Many successful approaches to pattern classification, regression, clustering, and novelty detection problems rely on kernels for determining the similarity of a pair of patterns. These kernels are usually defined for patterns that can be represented as a vector of real numbers. For example, the liner kernels, radial basis function kernels, and polynomial kernels all measure the similarity of a pair of real vectors. Such kernels are appropriate when the patterns are best represented in this way, as a sequence of real numbers. The choice of a kernel corresponds to the choice of representation of the data in a feature space. In many applications, the patterns have a greater degree of structure. This structure can be exploited to improve the performance of the learning system. Examples of the types of structured data that commonly occur in machine learning applications are strings, such as DNA sequences, and documents; trees, such as parse trees used in natural language processing; graphs, such as web sites or chemical molecules; signals, such as ECG signals and microarray expression profiles; spectra; images; spatio-temporal data; and relational data, among others.
For structural objects, kernels methods are often applied by first finding a mapping from the structured objects to a vector of real numbers.

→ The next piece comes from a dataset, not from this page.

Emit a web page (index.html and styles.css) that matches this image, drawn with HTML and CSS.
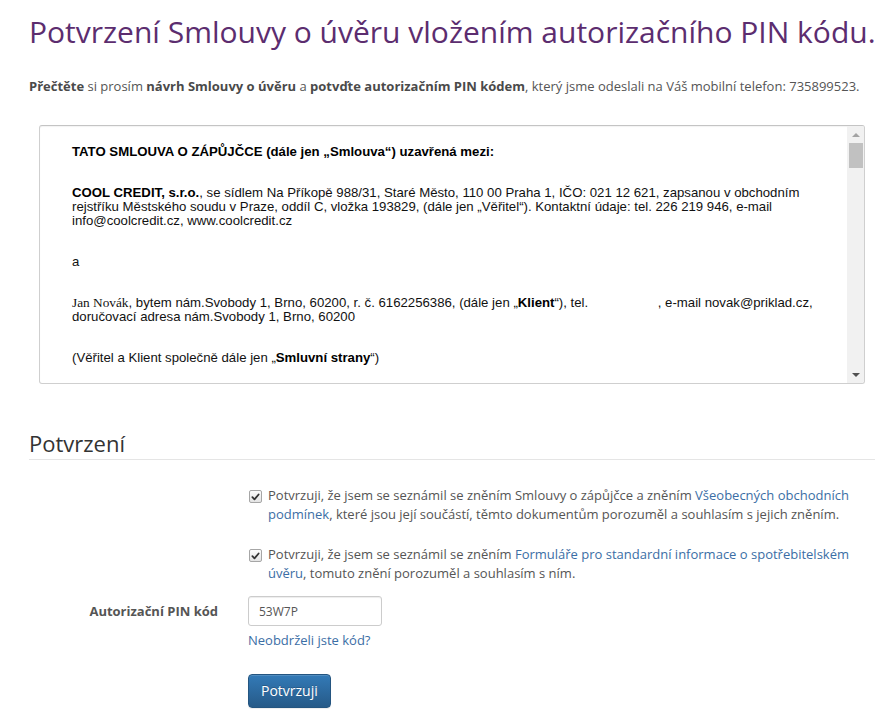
FILE: index.html
```html
<!DOCTYPE html>
<html lang="cs">
<head>
<meta charset="utf-8">
<title>Potvrzení Smlouvy o úvěru</title>
<link rel="stylesheet" href="styles.css">
</head>
<body>
<div class="page">
  <h1 class="title">Potvrzení Smlouvy o úvěru vložením autorizačního PIN kódu.</h1>
  <p class="intro"><b>Přečtěte</b> si prosím <b>návrh Smlouvy o úvěru</b> a <b>potvďte autorizačním PIN kódem</b>, který jsme odeslali na Váš mobilní telefon: 735899523.</p>

  <div class="contract">
    <div class="contract-body">
      <p><b>TATO SMLOUVA O ZÁPŮJČCE (dále jen „Smlouva“) uzavřená mezi:</b></p>
      <p><b>COOL CREDIT, s.r.o.</b>, se sídlem Na Příkopě 988/31, Staré Město, 110 00 Praha 1, IČO: 021 12 621, zapsanou v obchodním rejstříku Městského soudu v Praze, oddíl C, vložka 193829, (dále jen „Věřitel“). Kontaktní údaje: tel. 226 219 946, e-mail info@coolcredit.cz, www.coolcredit.cz</p>
      <p>a</p>
      <p><span class="serif">Jan Novák</span>, bytem nám.Svobody 1, Brno, 60200, r. č. 6162256386, (dále jen „<b>Klient</b>“), tel. <span class="blank"></span>, e-mail novak@priklad.cz, doručovací adresa nám.Svobody 1, Brno, 60200</p>
      <p>(Věřitel a Klient společně dále jen „<b>Smluvní strany</b>“)</p>
    </div>
    <div class="scrollbar">
      <div class="sb-btn"><span class="tri-up"></span></div>
      <div class="sb-track"><div class="sb-thumb"></div></div>
      <div class="sb-btn"><span class="tri-down"></span></div>
    </div>
  </div>

  <h2 class="section">Potvrzení</h2>

  <div class="form">
    <div class="form-row">
      <div class="label-col"></div>
      <div class="field-col">
        <div class="check">
          <span class="box"><svg viewBox="0 0 12 12" width="12" height="12"><path d="M2.6 6.2 L4.9 8.6 L9.4 3.2" fill="none" stroke="#333" stroke-width="1.9" stroke-linecap="round" stroke-linejoin="round"/></svg></span>
          <span class="check-text">Potvrzuji, že jsem se seznámil se zněním Smlouvy o zápůjčce a zněním <a href="#">Všeobecných obchodních podmínek</a>, které jsou její součástí, těmto dokumentům porozuměl a souhlasím s jejich zněním.</span>
        </div>
        <div class="check">
          <span class="box"><svg viewBox="0 0 12 12" width="12" height="12"><path d="M2.6 6.2 L4.9 8.6 L9.4 3.2" fill="none" stroke="#333" stroke-width="1.9" stroke-linecap="round" stroke-linejoin="round"/></svg></span>
          <span class="check-text">Potvrzuji, že jsem se seznámil se zněním <a href="#">Formuláře pro standardní informace o spotřebitelském úvěru</a>, tomuto znění porozuměl a souhlasím s ním.</span>
        </div>
      </div>
    </div>
    <div class="form-row pin-row">
      <div class="label-col"><label class="pin-label" for="pin">Autorizační PIN kód</label></div>
      <div class="field-col">
        <input id="pin" class="pin-input" type="text" value="53W7P">
        <a class="help" href="#">Neobdrželi jste kód?</a>
        <button class="btn" type="button">Potvrzuji</button>
      </div>
    </div>
  </div>
</div>
</body>
</html>
```
FILE: styles.css
```css
html, body {
  margin: 0;
  padding: 0;
  background: #fff;
}
body {
  font-family: "Open Sans", "Liberation Sans", sans-serif;
  font-size: 13px;
  line-height: 19px;
  color: #555;
}
.page {
  padding: 0 12px 30px 29px;
}
.title {
  margin: 12px 0 0 0;
  font-size: 30px;
  line-height: 40px;
  font-weight: 400;
  color: #5c2d6f;
  white-space: nowrap;
}
.intro {
  margin: 25px 0 0 0;
  white-space: nowrap;
}
.intro b {
  color: #4a4a4a;
}
.contract {
  margin: 29px 10px 0 10px;
  height: 257px;
  border: 1px solid #cfcfcf;
  border-top-color: #c4c4c4;
  border-radius: 3px;
  box-shadow: inset 0 1px 1px rgba(0,0,0,.05);
  display: flex;
  overflow: hidden;
}
.contract-body {
  flex: 1;
  overflow: hidden;
  padding: 19px 22px 0 32px;
  font-family: "Liberation Sans", Arial, sans-serif;
  font-size: 13.2px;
  line-height: 14px;
  color: #111;
}
.contract-body p {
  margin: 0 0 27px 0;
}
.contract-body b {
  color: #000;
}
.serif {
  font-family: "Liberation Serif", "Times New Roman", serif;
  font-size: 13.3px;
}
.blank {
  display: inline-block;
  width: 66px;
}
.scrollbar {
  width: 17px;
  flex: none;
  background: #f1f1f1;
  display: flex;
  flex-direction: column;
}
.sb-btn {
  height: 17px;
  display: flex;
  align-items: center;
  justify-content: center;
}
.tri-up, .tri-down {
  width: 0;
  height: 0;
  border-left: 4px solid transparent;
  border-right: 4px solid transparent;
}
.tri-up {
  border-bottom: 4px solid #a3a3a3;
}
.tri-down {
  border-top: 4px solid #505050;
}
.sb-track {
  flex: 1;
  padding: 0 1px 0 2px;
}
.sb-thumb {
  height: 25px;
  background: #c1c1c1;
}
.section {
  margin: 44px 0 0 0;
  font-size: 22px;
  line-height: 30px;
  font-weight: 400;
  color: #333;
  padding-bottom: 1px;
  border-bottom: 1px solid #e5e5e5;
}
.form {
  margin-top: 26px;
}
.form-row {
  display: grid;
  grid-template-columns: 204px 1fr;
}
.label-col {
  padding-right: 15px;
  text-align: right;
}
.field-col {
  padding-left: 15px;
}
.check {
  display: flex;
  align-items: flex-start;
  gap: 6px;
  margin-bottom: 21px;
  padding-right: 4px;
}
.check:last-child {
  margin-bottom: 0;
}
.box {
  flex: none;
  width: 11px;
  height: 11px;
  margin: 4px 0 0 1px;
  border: 1px solid #a6a6a6;
  border-radius: 2px;
  background: linear-gradient(#fcfcfc, #e4e4e4);
  display: flex;
  align-items: center;
  justify-content: center;
}
.box svg {
  display: block;
}
.check-text a, .help {
  color: #3b6ea5;
  text-decoration: none;
}
.pin-row {
  margin-top: 13px;
}
.pin-label {
  display: block;
  padding-top: 6px;
  font-weight: 700;
  color: #555;
}
.pin-input {
  display: block;
  box-sizing: border-box;
  width: 134px;
  height: 30px;
  margin: 0;
  padding: 5px 10px;
  border: 1px solid #ccc;
  border-radius: 3px;
  box-shadow: inset 0 1px 1px rgba(0,0,0,.075);
  font-family: "Open Sans", "Liberation Sans", sans-serif;
  font-size: 12px;
  color: #555;
  background: #fff;
}
.help {
  display: block;
  margin-top: 5px;
  width: max-content;
}
.btn {
  display: block;
  margin-top: 24px;
  box-sizing: border-box;
  height: 34px;
  padding: 6px 12px;
  border: 1px solid #245580;
  border-radius: 4px;
  background: linear-gradient(to bottom, #337ab7 0, #265a88 100%);
  box-shadow: inset 0 1px 0 rgba(255,255,255,.15), 0 1px 1px rgba(0,0,0,.075);
  font-family: "Open Sans", "Liberation Sans", sans-serif;
  font-size: 14px;
  line-height: 20px;
  color: #fff;
  text-shadow: 0 -1px 0 rgba(0,0,0,.2);
}
```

In one embodiment of the kernel selection method, the invention described herein provides an alternative approach which may be applied to the selection of kernels which may be used for structured objects.
Many problems in bioinformatics, chemistry and other industrial processes involve the measurement of some features of samples by means of an apparatus whose operation is subject to fluctuations, influenced for instance by the details of the preparation of the measurement, or by environmental conditions such as temperature. For example, analytical instruments that rely on scintillation crystals for detecting radiation are known to be temperature sensitive, with additional noise or signal drift occurring if the crystals are not maintained within a specified temperature range. Data recorded using such measurement devices is subject to problems in subsequent processing, which can include machine learning methods. Therefore, it is desirable to provide automated ways of dealing with such data.
In certain classification tasks, there is a priori knowledge about the invariances related to the task. For instance, in image classification, it is known that the label of a given image should not change after a small translation or rotation. In a second embodiment of the method for selecting kernels for kernel machines, to improve performance, prior knowledge such as known transformation invariances or noise distribution is incorporated in the kernels. A technique is disclosed in which noise is represented as vectors in a feature space. The noise vectors are taken into account in constructing invariant kernel classifiers to obtain a decision function that is invariant with respect to the noise.